Treating all children equally

Notre Dame High is the only council-run school in Scotland where children are refused entry because of their gender.

Both girls and boys are impacted. This is because girls have no right to local co-education at Notre Dame High.

Likewise boys are excluded from their local catchment school and cannot choose Notre Dame High.

Getting It Right For Every Child

The Scottish Government promotes Getting It Right For Every Child (GIRFEC). One of the key principles is Inclusion. Children should be able to attend their local school and play an active part in the community where they live and learn.

The GIRFEC well-being wheel

What is the benefit of gender segregation in schools?

It is 2019. Girls are no longer disadvantaged in UK education. In fact, girls now outperform boys academically at all levels. In 2016, 35% more girls went to university than boys. That gap continues to widen. A girl born in 2016 is 75% more likely to go to university than a boy.

Decades of research has found no academic advantage to single sex schooling. However, there is evidence that gender segregation increases gender stereotyping and entrenches sexist attitudes.

Recent discoveries in Neuroscience have debunked the myth that girls and boys learn differently. Therefore, boys and girls need not be taught separately.

A state funded girls-only school is no longer justified. This is a local school that excludes half the children in its catchment area simply because of their gender.

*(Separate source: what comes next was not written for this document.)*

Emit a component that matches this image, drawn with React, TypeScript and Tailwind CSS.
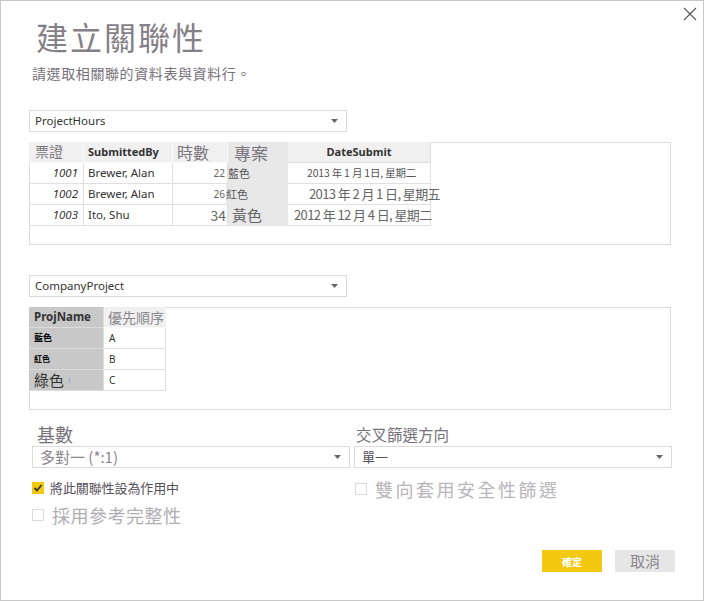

Co-education fosters co-operation and understanding between the sexes. It allows boys and girls to learn together. It prepares girls and boys for the realities of life.

Children who learn together learn to live together.

How can boys and girls converse in single sex education? How can they make informed decisions about consent? What about body image, gender identity and toxic masculinity? How do girls and boys address these subjects when boys are not present?

Only by treating all our children equally do we teach them true gender equality.